Философ, какого бы он ни был толка – идеалист, спиритуалист, пессимист, позитивист, – на вопрос: зачем он живет так, как он живет, т. е. несогласно с своим философским учением? – всегда вместо ответа на этот вопрос заговорит о прогрессе человечества, о том историческом законе этого прогресса, который он нашел и по которому человечество стремится к благу. Но он никогда прямо не ответит на вопрос: почему он сам в своей жизни не делает того, что считает разумным? Философ, так же как и верующий, как будто озабочен не своею личной жизнью, а только наблюдением над общими законами всего человечества.

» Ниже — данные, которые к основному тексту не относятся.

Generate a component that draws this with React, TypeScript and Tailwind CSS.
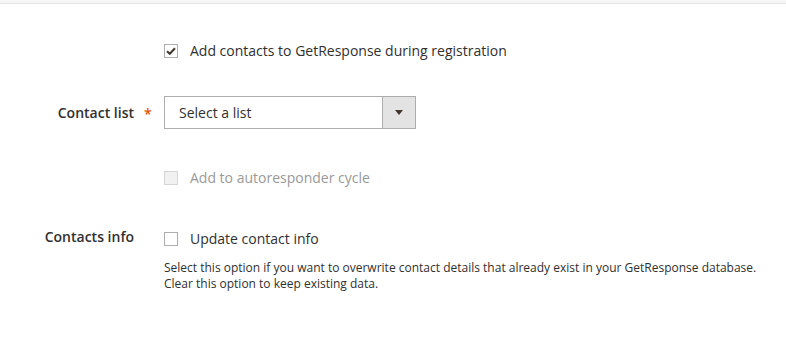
import React from "react";

function Check({ checked, disabled }: { checked?: boolean; disabled?: boolean }) {
  return (
    <span
      className={`inline-flex items-center justify-center w-[14px] h-[14px] border shrink-0 ${
        disabled ? "border-[#d6d6d6] bg-[#f1f1f1]" : "border-[#adadad] bg-white"
      }`}
    >
      {checked && (
        <svg width="10" height="8" viewBox="0 0 10 8">
          <path d="M1 4.2 L3.8 6.8 L9 1.2" fill="none" stroke="#41362f" strokeWidth="2" />
        </svg>
      )}
    </span>
  );
}

export default function App() {
  return (
    <div className="w-[786px] h-[338px] bg-white text-[#303030] overflow-hidden" style={{ fontFamily: '"Open Sans", sans-serif' }}>
      <div className="h-[4px] bg-[#f5f5f5] border-b border-[#e3e3e3]" />

      <div className="mt-[37px] flex items-center h-[20px] pl-[164px]">
        <Check checked />
        <span className="ml-[12px] text-[14px] leading-[20px]">Add contacts to GetResponse during registration</span>
      </div>

      <div className="mt-[35px] flex items-center">
        <div className="w-[164px] pr-[30px] flex justify-end">
          <span className="relative text-[14px] font-semibold">
            Contact list
            <span className="absolute left-[calc(100%+10px)] top-[1px] text-[#eb5202] text-[14px]">*</span>
          </span>
        </div>
        <div className="flex w-[252px] h-[33px] border border-[#adadad]">
          <div className="flex-1 flex items-center pl-[14px] text-[14px]">Select a list</div>
          <div className="w-[33px] bg-[#e3e3e3] border-l border-[#adadad] flex items-center justify-center">
            <svg width="8" height="5" viewBox="0 0 8 5">
              <path d="M0 0 H8 L4 5 Z" fill="#41362f" />
            </svg>
          </div>
        </div>
      </div>

      <div className="mt-[39px] flex items-center h-[20px] pl-[164px]">
        <Check disabled />
        <span className="ml-[12px] text-[14px] leading-[20px] text-[#999999]">Add to autoresponder cycle</span>
      </div>

      <div className="mt-[41px] flex items-start">
        <div className="w-[164px] pr-[30px] text-right text-[14px] font-semibold leading-[20px] -mt-[2px]">Contacts info</div>
        <div>
          <div className="flex items-center h-[20px]">
            <Check />
            <span className="ml-[12px] text-[14px] leading-[20px]">Update contact info</span>
          </div>
          <div className="mt-[11px] text-[12px] leading-[16px]">
            Select this option if you want to overwrite contact details that already exist in your GetResponse database.
            <br />
            Clear this option to keep existing data.
          </div>
        </div>
      </div>
    </div>
  );
}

Средний человек, огромное большинство полуверующих, полуневерующих цивилизованных людей, тех, которые всегда без исключения жалуются на свою жизнь и на устройство нашей жизни и предвидят погибель всему, – этот средний человек на вопрос: зачем он сам живет этой осуждаемой им жизнью и ничего не делает, чтобы улучшить ее? – всегда вместо прямого ответа начнет говорить не о себе, а о чем-нибудь общем: о правосудии, о торговле, о государстве, о цивилизации. Если он городовой или прокурор, он скажет: «А как же пойдет государственное дело, если я, чтобы улучшить свою жизнь, перестану участвовать в нем? » «А как же торговля? » скажет он, если он торговый человек. «А как же цивилизация, если я для улучшения своей жизни не буду содействовать ей? » Он скажет всегда так, как будто задача его жизни состоит не в том, чтобы делать то благо, к которому он всегда стремится, а в том, чтобы служить государству, торговле, цивилизации. Средний человек отвечает точь-в-точь то же, что и верующий философ. Он на место личного вопроса подставляет общий, а подставляет его и верующий, и философ, и средний человек потому, что у него нет никакого ответа на личный вопрос жизни, потому что у него нет никакого настоящего учения о жизни. И ему совестно.